Note: TPM near-linear trendline is shown in the above graph (blue dotted line), As additional RAC nodes are added, an increase in performance is seen as well as an increase in RAC high availability. TPM linear performance (scale equal performance per each note) growth is not achieved due to RAC nodes’ dependency on concurrency of access, instance, network, or other factors. See the RA for additional performance related information.
Summary of performance
Different-sized databases kept the TPM at the same level (about one million transactions) while keeping the application response time at 20ms or below. When increasing the database size, the physical read and write IOPS increased near-linearly, as reported from the Oracle AWR. This indicated that more read and write I/O requests were served by the backend storage, under the same configuration. Overall, when the peak client IOPS was up to 100,000, vSAN still provided excellent storage performance at sub-milliseconds at read and single-digit milliseconds latency at write.
Sidebar about Oracle licensing: While not mentioned in the RA; the VxRail offers several facilities to both control Oracle licenses and in some cases eliminates the need for costly licensed options. These include a broad choice of CPU core configurations, some with fewer cores and higher processing power per core, to maximize the customer’s Oracle workload performance while minimizing the license requirements. Costly add on options such as encryption and compression can be provided via vSAN and are handled by VxRail. Further, and the vSphere hypervisor features, like DRS, allow Oracle VMs to be contained to only licensed nodes.
You can speak to a Dell Technologies’ Oracle specialist for more details on how to control Oracle licensing costs for VMware environments.
Conclusion
Oracle Database 19c on VxRail offers customers performance, scalability, reliability, and security for all their operational and analytical workloads. The Oracle RAC on VxRail test environment was first created to highlight the architecture. It also had the added benefit of showcasing the great performance VxRail delivers. If you need more performance, it is simple to adjust the configuration by adding more VxRail nodes to the cluster. If you need more storage, add more drives to meet the scale required of the database. Dell Technologies has Oracle specialists to ensure the VxRail cluster will meet the scale and performance outcomes desired for Oracle environments.
Additional Resources:
Reference Architecture - Oracle RAC on VMware Cloud Foundation on Dell EMC VxRail
Solution Brief - Deploying Oracle RAC on Dell EMC VxRail
Author: Vic Dery, Senior Principal Engineer, VxRail Technical Marketing
Special thank you to David Glynn for assisting with the reviews
Related Blog Posts
Announcing VMware Cloud Foundation 4.0.1 on Dell EMC VxRail 7.0
Wed, 29 Jul 2020 13:38:33 -0000
|Read Time: 0 minutes
The latest Dell Technologies Cloud Platform release introduces new support for vSphere with Kubernetes for entry cloud deployments and more
Dell Technologies and VMware are happy to announce the general availability VCF 4.0.1 on VxRail 7.0.

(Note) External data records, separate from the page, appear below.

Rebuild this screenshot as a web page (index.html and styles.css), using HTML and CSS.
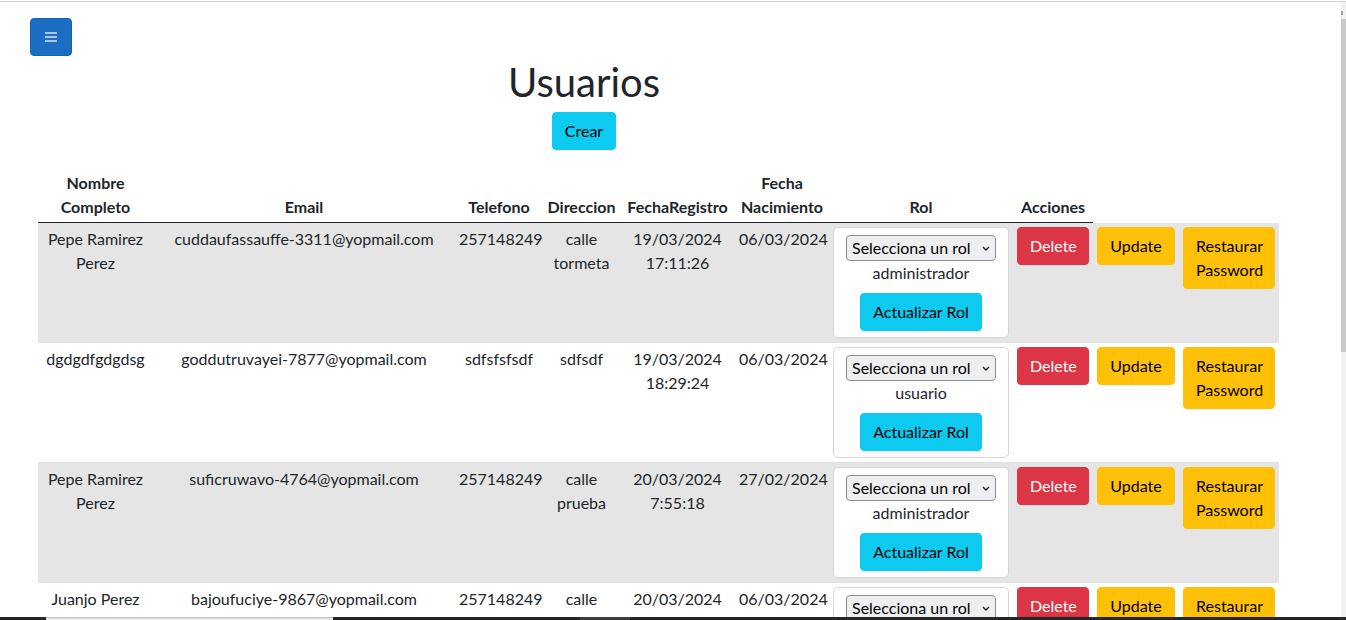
FILE: index.html
```html
<!DOCTYPE html>
<html lang="es">
<head>
<meta charset="utf-8">
<title>Usuarios</title>
<link rel="stylesheet" href="styles.css">
</head>
<body>
<div class="frame-top"></div>
<header class="topbar">
  <button class="menu-btn" aria-label="Menu">
    <svg width="12" height="10" viewBox="0 0 12 10"><rect x="0" y="0" width="12" height="2" fill="currentColor"/><rect x="0" y="4" width="12" height="2" fill="currentColor"/><rect x="0" y="8" width="12" height="2" fill="currentColor"/></svg>
  </button>
</header>
<main class="content">
  <h1 class="title">Usuarios</h1>
  <div class="create-row"><button class="btn btn-info">Crear</button></div>
  <table class="users">
    <colgroup>
      <col class="w-nombre"><col class="w-email"><col class="w-tel"><col class="w-dir"><col class="w-reg"><col class="w-nac"><col class="w-rol"><col class="w-acc"><col class="w-upd"><col class="w-res">
    </colgroup>
    <thead>
      <tr>
        <th>Nombre Completo</th>
        <th>Email</th>
        <th>Telefono</th>
        <th>Direccion</th>
        <th>FechaRegistro</th>
        <th>Fecha Nacimiento</th>
        <th>Rol</th>
        <th>Acciones</th>
      </tr>
    </thead>
    <tbody>
      <tr>
        <td>Pepe Ramirez Perez</td>
        <td>cuddaufassauffe-3311@yopmail.com</td>
        <td>257148249</td>
        <td>calle tormeta</td>
        <td>19/03/2024 17:11:26</td>
        <td>06/03/2024</td>
        <td>
          <div class="role-card">
            <div class="select-wrap">
              <select class="role-select"><option>Selecciona un rol</option><option>administrador</option><option>usuario</option></select>
              <svg class="chev" width="8" height="5" viewBox="0 0 8 5"><path d="M1 1 L4 4 L7 1" fill="none" stroke="#222" stroke-width="1.4"/></svg>
            </div>
            <span class="role-name">administrador</span>
            <button class="btn btn-info role-btn">Actualizar Rol</button>
          </div>
        </td>
        <td><button class="btn btn-danger btn-fill">Delete</button></td>
        <td><button class="btn btn-warning btn-fill">Update</button></td>
        <td><button class="btn btn-warning btn-fill">Restaurar Password</button></td>
      </tr>
      <tr>
        <td>dgdgdfgdgdsg</td>
        <td>goddutruvayei-7877@yopmail.com</td>
        <td>sdfsfsfsdf</td>
        <td>sdfsdf</td>
        <td>19/03/2024 18:29:24</td>
        <td>06/03/2024</td>
        <td>
          <div class="role-card">
            <div class="select-wrap">
              <select class="role-select"><option>Selecciona un rol</option><option>administrador</option><option>usuario</option></select>
              <svg class="chev" width="8" height="5" viewBox="0 0 8 5"><path d="M1 1 L4 4 L7 1" fill="none" stroke="#222" stroke-width="1.4"/></svg>
            </div>
            <span class="role-name">usuario</span>
            <button class="btn btn-info role-btn">Actualizar Rol</button>
          </div>
        </td>
        <td><button class="btn btn-danger btn-fill">Delete</button></td>
        <td><button class="btn btn-warning btn-fill">Update</button></td>
        <td><button class="btn btn-warning btn-fill">Restaurar Password</button></td>
      </tr>
      <tr>
        <td>Pepe Ramirez Perez</td>
        <td>suficruwavo-4764@yopmail.com</td>
        <td>257148249</td>
        <td>calle prueba</td>
        <td>20/03/2024 7:55:18</td>
        <td>27/02/2024</td>
        <td>
          <div class="role-card">
            <div class="select-wrap">
              <select class="role-select"><option>Selecciona un rol</option><option>administrador</option><option>usuario</option></select>
              <svg class="chev" width="8" height="5" viewBox="0 0 8 5"><path d="M1 1 L4 4 L7 1" fill="none" stroke="#222" stroke-width="1.4"/></svg>
            </div>
            <span class="role-name">administrador</span>
            <button class="btn btn-info role-btn">Actualizar Rol</button>
          </div>
        </td>
        <td><button class="btn btn-danger btn-fill">Delete</button></td>
        <td><button class="btn btn-warning btn-fill">Update</button></td>
        <td><button class="btn btn-warning btn-fill">Restaurar Password</button></td>
      </tr>
      <tr>
        <td>Juanjo Perez</td>
        <td>bajoufuciye-9867@yopmail.com</td>
        <td>257148249</td>
        <td>calle prueba</td>
        <td>20/03/2024 8:02:41</td>
        <td>06/03/2024</td>
        <td>
          <div class="role-card">
            <div class="select-wrap">
              <select class="role-select"><option>Selecciona un rol</option><option>administrador</option><option>usuario</option></select>
              <svg class="chev" width="8" height="5" viewBox="0 0 8 5"><path d="M1 1 L4 4 L7 1" fill="none" stroke="#222" stroke-width="1.4"/></svg>
            </div>
            <span class="role-name">usuario</span>
            <button class="btn btn-info role-btn">Actualizar Rol</button>
          </div>
        </td>
        <td><button class="btn btn-danger btn-fill">Delete</button></td>
        <td><button class="btn btn-warning btn-fill">Update</button></td>
        <td><button class="btn btn-warning btn-fill">Restaurar Password</button></td>
      </tr>
    </tbody>
  </table>
</main>
<div class="scrollbar"><div class="scroll-arrow"></div><div class="scroll-thumb"></div></div>
<div class="taskbar"><div class="task-light"></div><div class="task-mid"></div></div>
</body>
</html>
```
FILE: styles.css
```css
html {
  overflow: hidden;
}
* {
  box-sizing: border-box;
}
body {
  margin: 0;
  font-family: "Segoe UI", Lato, "Noto Sans", sans-serif;
  font-size: 16px;
  line-height: 1.5;
  color: #212529;
  background: #fff;
}
.frame-top {
  position: fixed;
  top: 1px;
  left: 0;
  right: 0;
  height: 1px;
  background: #d3d3d3;
}
.topbar {
  padding: 18px 0 0 30px;
}
.menu-btn {
  width: 42px;
  height: 38px;
  display: flex;
  align-items: center;
  justify-content: center;
  padding: 0;
  border: 1px solid #1861ac;
  border-radius: 4px;
  background: #1b6ec2;
  color: rgba(255, 255, 255, 0.62);
}
.menu-btn svg {
  display: block;
}
.content {
  margin-left: 38px;
  width: 1092px;
}
.title {
  margin: 2px 0 6px;
  font-size: 40px;
  font-weight: 400;
  line-height: 1.2;
  text-align: center;
  color: #212529;
}
.create-row {
  text-align: center;
}
.btn {
  display: inline-block;
  font-family: inherit;
  font-size: 16px;
  line-height: 1.5;
  padding: 6px 12px;
  border: 1px solid transparent;
  border-radius: 4px;
  cursor: pointer;
  text-align: center;
}
.btn-info {
  background: #0dcaf0;
  border-color: #0dcaf0;
  color: #000;
}
.btn-danger {
  background: #dc3545;
  border-color: #dc3545;
  color: #fff;
}
.btn-warning {
  background: #ffc107;
  border-color: #ffc107;
  color: #000;
}
.btn-fill {
  display: block;
  width: 100%;
}
.users {
  margin-top: 17px;
  width: 1241px;
  table-layout: fixed;
  border-collapse: collapse;
}
.w-nombre { width: 115px; }
.w-email { width: 302px; }
.w-tel { width: 88px; }
.w-dir { width: 77px; }
.w-reg { width: 115px; }
.w-nac { width: 94px; }
.w-rol { width: 184px; }
.w-acc { width: 80px; }
.w-upd { width: 86px; }
.w-res { width: 100px; }
.users th {
  padding: 4px 4px 3px;
  font-weight: 700;
  text-align: center;
  vertical-align: bottom;
  border-bottom: 1px solid #212529;
}
.users td {
  padding: 4px;
  text-align: center;
  vertical-align: top;
  border-bottom: 1px solid #dee2e6;
}
.users tbody tr:nth-child(odd) td {
  background: #e5e5e5;
}
.role-card {
  display: flex;
  flex-direction: column;
  align-items: center;
  padding: 7px 7px 6px;
  border: 1px solid #d6d6d6;
  border-radius: 5px;
  background: #fff;
}
.select-wrap {
  position: relative;
  width: 150px;
  height: 26px;
}
.role-select {
  appearance: none;
  -webkit-appearance: none;
  width: 150px;
  height: 26px;
  margin: 0;
  padding: 0 18px 0 5px;
  font-family: inherit;
  font-size: 16px;
  line-height: 24px;
  color: #000;
  background: #efeff1;
  border: 1px solid #8e8e97;
  border-radius: 4px;
}
.chev {
  position: absolute;
  right: 6px;
  top: 11px;
  pointer-events: none;
}
.role-name {
  display: block;
  line-height: 24px;
}
.role-btn {
  margin-top: 8px;
}
.scrollbar {
  position: fixed;
  top: 2px;
  right: 0;
  bottom: 3px;
  width: 5px;
  background: #f0f0f0;
}
.scroll-arrow {
  position: absolute;
  top: 9px;
  left: 0;
  width: 2px;
  height: 4px;
  background: #a0a0a0;
}
.scroll-thumb {
  position: absolute;
  top: 17px;
  left: 0;
  right: 0;
  height: 333px;
  background: #c9c9c9;
}
.taskbar {
  position: fixed;
  left: 0;
  right: 0;
  bottom: 0;
  height: 3px;
  background: #262626;
}
.task-light {
  position: absolute;
  left: 46px;
  width: 287px;
  top: 0;
  bottom: 0;
  background: #e6e6e6;
  border-top: 1px solid #bdbdbd;
}
.task-mid {
  position: absolute;
  left: 580px;
  width: 50px;
  top: 0;
  bottom: 0;
  background: #3c3c3c;
}
```
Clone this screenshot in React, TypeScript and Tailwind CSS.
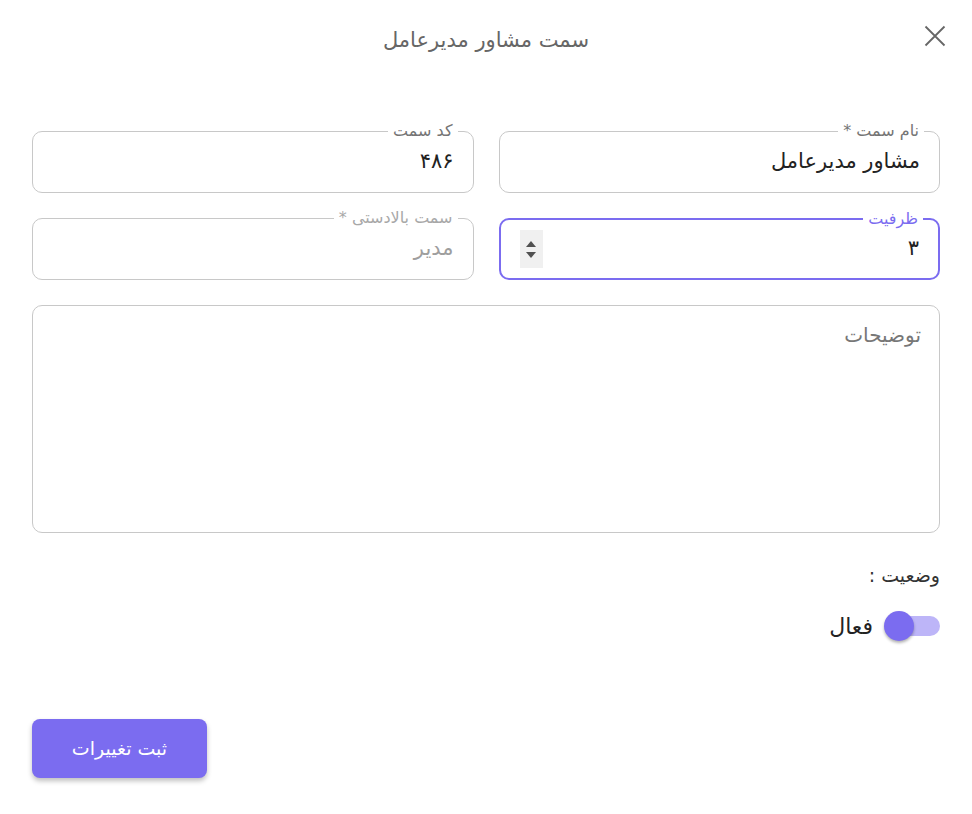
const FONT = { fontFamily: '"DejaVu Sans", sans-serif' };

function OutlinedField({
  label,
  value,
  disabled,
  focused,
  spinner,
}: {
  label: string;
  value: string;
  disabled?: boolean;
  focused?: boolean;
  spinner?: boolean;
}) {
  return (
    <div
      className={`relative flex h-[62px] items-center rounded-[10px] px-[19px] ${
        focused ? 'border-2 border-[#7b6cf0]' : 'border border-[#c8c8c8]'
      }`}
    >
      <span
        className={`absolute -top-[12px] right-[15px] bg-white px-[5px] text-[16px] leading-[22px] ${
          focused ? 'text-[#7b6cf0]' : disabled ? 'text-[#a8a8a8]' : 'text-[#757575]'
        }`}
      >
        {label}
      </span>
      <span
        className={`flex-1 text-[21px] ${disabled ? 'text-[#9e9e9e]' : 'text-[#222]'}`}
      >
        {value}
      </span>
      {spinner && (
        <div className="flex h-[38px] w-[23px] flex-col items-center justify-center gap-[5px] bg-[#f0f0f0]">
          <span className="h-0 w-0 border-x-[5px] border-b-[6px] border-x-transparent border-b-[#505050]" />
          <span className="h-0 w-0 border-x-[5px] border-t-[6px] border-x-transparent border-t-[#505050]" />
        </div>
      )}
    </div>
  );
}

export default function App() {
  return (
    <div dir="rtl" style={FONT} className="min-h-screen bg-white px-[32px]">
      {/* Header */}
      <header className="relative flex items-center justify-center pt-[24px]">
        <h2 className="text-[21px] leading-[32px] text-[#666]">سمت مشاور مدیرعامل</h2>
        <button type="button" className="absolute -right-[6px] top-[25px] text-[#666]">
          <svg width="22" height="22" viewBox="0 0 22 22" fill="none" stroke="currentColor" strokeWidth="1.8">
            <path d="M1.5 1.5 20.5 20.5M20.5 1.5 1.5 20.5" />
          </svg>
        </button>
      </header>

      {/* Fields */}
      <div className="mt-[75px] grid grid-cols-2 gap-x-[25px] gap-y-[25px]">
        <OutlinedField label="نام سمت *" value="مشاور مدیرعامل" />
        <OutlinedField label="کد سمت" value="۴۸۶" />
        <OutlinedField label="ظرفیت" value="۳" focused spinner />
        <OutlinedField label="سمت بالادستی *" value="مدیر" disabled />
      </div>

      <div className="mt-[25px] h-[228px] rounded-[10px] border border-[#c8c8c8] px-[18px] pt-[14px]">
        <span className="text-[20px] text-[#777]">توضیحات</span>
      </div>

      {/* Status */}
      <div className="mt-[28px] text-[19px] text-[#333]">وضعیت :</div>
      <div className="mt-[20px] flex items-center gap-[12px]">
        <div className="relative h-[20px] w-[55px] rounded-full bg-[#bdb5f8]">
          <span className="absolute -top-[5px] -left-[1px] h-[30px] w-[30px] rounded-full bg-[#7b6cf0] shadow-[0_2px_3px_rgba(0,0,0,0.3)]" />
        </div>
        <span className="text-[22px] text-[#222]">فعال</span>
      </div>

      {/* Submit */}
      <div className="mt-[76px] flex justify-end">
        <button
          type="button"
          className="h-[59px] w-[175px] rounded-[8px] bg-[#7b6cf0] text-[19px] text-white shadow-[0_3px_5px_rgba(0,0,0,0.25)]"
        >
          ثبت تغییرات
        </button>
      </div>
    </div>
  );
}
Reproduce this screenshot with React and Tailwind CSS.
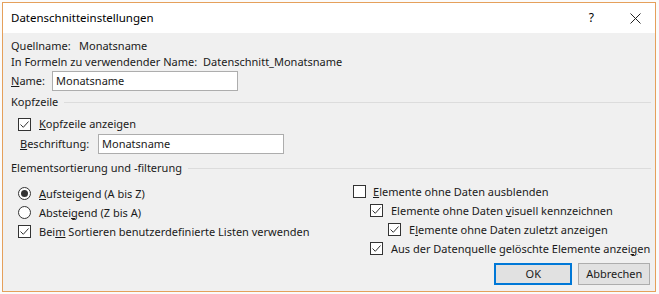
import React from "react";

function Check({ checked }) {
  return (
    <span className="flex h-[13px] w-[13px] shrink-0 items-center justify-center border border-[#333333] bg-white">
      {checked && (
        <svg width="11" height="11" viewBox="0 0 11 11">
          <path d="M1.5 5.5 L4.3 8.3 L9.5 2.5" fill="none" stroke="#333333" strokeWidth="1" />
        </svg>
      )}
    </span>
  );
}

function Radio({ checked }) {
  return (
    <span className="flex h-[13px] w-[13px] shrink-0 items-center justify-center rounded-full border border-[#333333] bg-white">
      {checked && <span className="h-[7px] w-[7px] rounded-full bg-[#333333]" />}
    </span>
  );
}

function Heading({ children }) {
  return (
    <div className="flex h-[16px] items-center">
      <span className="shrink-0">{children}</span>
      <span className="ml-[6px] h-px flex-1 bg-[#dcdcdc]" />
    </div>
  );
}

export default function App() {
  return (
    <div className="h-[294px] w-[659px] overflow-hidden whitespace-nowrap bg-[#fbfbfb] pl-[2px] pt-[2px] font-['Noto_Sans',sans-serif] text-[11px] leading-[16px] text-black">
      <div className="flex h-[290px] w-[654px] flex-col border border-[#e5a05b] bg-[#f0f0f0]">
        {/* title bar */}
        <div className="flex h-[30px] shrink-0 items-center bg-white pl-[8px] pr-[14px] text-[11.5px]">
          <span className="flex-1">Datenschnitteinstellungen</span>
          <span className="mr-[36px] text-[12px]">?</span>
          <svg width="11" height="11" viewBox="0 0 11 11">
            <path d="M0.5 0.5 L10.5 10.5 M10.5 0.5 L0.5 10.5" stroke="#222" strokeWidth="1" />
          </svg>
        </div>

        <div className="flex flex-1 flex-col pl-[8px] pr-[4px] pt-[5px] text-[#1a1a1a]">
          <div className="flex h-[16px] items-center">
            <span className="w-[68px] shrink-0">Quellname:</span>
            <span>Monatsname</span>
          </div>
          <div className="flex h-[16px] items-center">
            <span className="w-[192px] shrink-0">In Formeln zu verwendender Name:</span>
            <span>Datenschnitt_Monatsname</span>
          </div>
          <div className="mt-[1px] flex h-[20px] items-center">
            <span className="w-[41px] shrink-0">
              <u>N</u>ame:
            </span>
            <div className="flex h-[20px] w-[186px] items-center border border-[#adadad] bg-white pl-[3px]">
              Monatsname
            </div>
          </div>

          <div className="mt-[3px]">
            <Heading>Kopfzeile</Heading>
          </div>
          <div className="mt-[6px] flex h-[16px] items-center gap-[8px] pl-[7px]">
            <Check checked />
            <span>
              <u>K</u>opfzeile anzeigen
            </span>
          </div>
          <div className="mt-[2px] flex h-[20px] items-center pl-[9px]">
            <span className="w-[78px] shrink-0">
              <u>B</u>eschriftung:
            </span>
            <div className="flex h-[20px] w-[186px] items-center border border-[#adadad] bg-white pl-[3px]">
              Monatsname
            </div>
          </div>

          <div className="mt-[6px]">
            <Heading>Elementsortierung und -filterung</Heading>
          </div>

          <div className="grid flex-1 grid-cols-[342px_1fr] pr-[3px]">
            <div className="flex flex-col pl-[7px] pt-[8px]">
              <div className="flex h-[19px] items-center gap-[8px]">
                <Radio checked />
                <span>
                  <u>A</u>ufsteigend (A bis Z)
                </span>
              </div>
              <div className="flex h-[19px] items-center gap-[8px]">
                <Radio />
                <span>
                  Abstei<u>g</u>end (Z bis A)
                </span>
              </div>
              <div className="flex h-[19px] items-center gap-[8px]">
                <Check checked />
                <span>
                  Bei<u>m</u> Sortieren benutzerdefinierte Listen verwenden
                </span>
              </div>
            </div>

            <div className="flex flex-col pt-[6px]">
              <div className="flex h-[19px] items-center gap-[7px]">
                <Check />
                <span>
                  <u>E</u>lemente ohne Daten ausblenden
                </span>
              </div>
              <div className="flex h-[19px] items-center gap-[8px] pl-[17px]">
                <Check checked />
                <span>
                  Elemente ohne Daten <u>v</u>isuell kennzeichnen
                </span>
              </div>
              <div className="flex h-[19px] items-center gap-[8px] pl-[35px]">
                <Check checked />
                <span>
                  E<u>l</u>emente ohne Daten zuletzt anzeigen
                </span>
              </div>
              <div className="flex h-[19px] items-center gap-[8px] pl-[17px]">
                <Check checked />
                <span>
                  Aus der Datenquelle gelöschte Elemente anzei<u>g</u>en
                </span>
              </div>
              <div className="mt-[5px] flex justify-end gap-[6px]">
                <button className="flex h-[22px] w-[78px] items-center justify-center border-2 border-[#0078d7] bg-[#e1e1e1]">
                  OK
                </button>
                <button className="flex h-[22px] w-[72px] items-center justify-center border border-[#adadad] bg-[#e1e1e1]">
                  Abbrechen
                </button>
              </div>
            </div>
          </div>
        </div>
      </div>
    </div>
  );
}
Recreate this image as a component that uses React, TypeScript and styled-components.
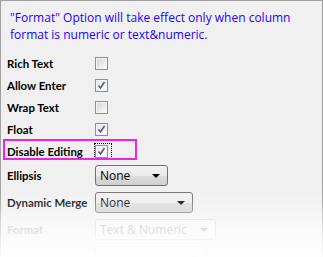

This release offers several enhancements including vSphere with Kubernetes support for entry cloud deployments, enhanced bring up features for more extensibility and accelerated deployments, increased network configuration options, and more efficient LCM capabilities for NSX-T components. Below is the full listing of features that can be found in this release:
- Kubernetes in the management domain: vSphere with Kubernetes is now supported in the management domain. With VMware Cloud Foundation Workload Management, you can deploy vSphere with Kubernetes on the management domain default cluster starting with only four VxRail nodes. This means that DTCP entry cloud deployments can take advantage of running Kubernetes containerized workloads alongside general purpose VM workloads on a common infrastructure!
- Multi-pNIC/multi-vDS during VCF bring-up: The Cloud Builder deployment parameter workbook now provides five vSphere Distributed Switch (vDS) profiles that allow you to perform bring-up of hosts with two, four, or six physical NICs (pNICs) and to create up to two vSphere Distributed Switches for isolating system (Management, vMotion, vSAN) traffic from overlay (Host, Edge, and Uplinks) traffic.
- Multi-pNIC/multi-vDS API support: The VCF API now supports configuring a second vSphere Distributed Switch (vDS) using up to four physical NICs (pNICs), providing more flexibility to support high performance use cases and physical traffic separation.
- NSX-T cluster-level upgrade support: Users can upgrade specific host clusters within a workload domain so that the upgrade can fit into their maintenance windows bringing about more efficient upgrades.
- Cloud Builder API support for bring-up operations – VCF on VxRail deployment workflows have been enhanced to support using a new Cloud Builder API for bring-up operations. VCF software installation on VxRail during VCF bring-up can now be done using either an API or GUI providing even more platform extensibility capabilities.
- Automated externalization of the vCenter Server for the management domain: Externalizing the vCenter Server that gets created during the VxRail first run (the one used for the management domain) is now automated as part of the bring-up process. This enhanced integration between the VCF Cloud Builder bring-up automation workflow and VxRail API helps to further accelerate installation times for VCF on VxRail deployments.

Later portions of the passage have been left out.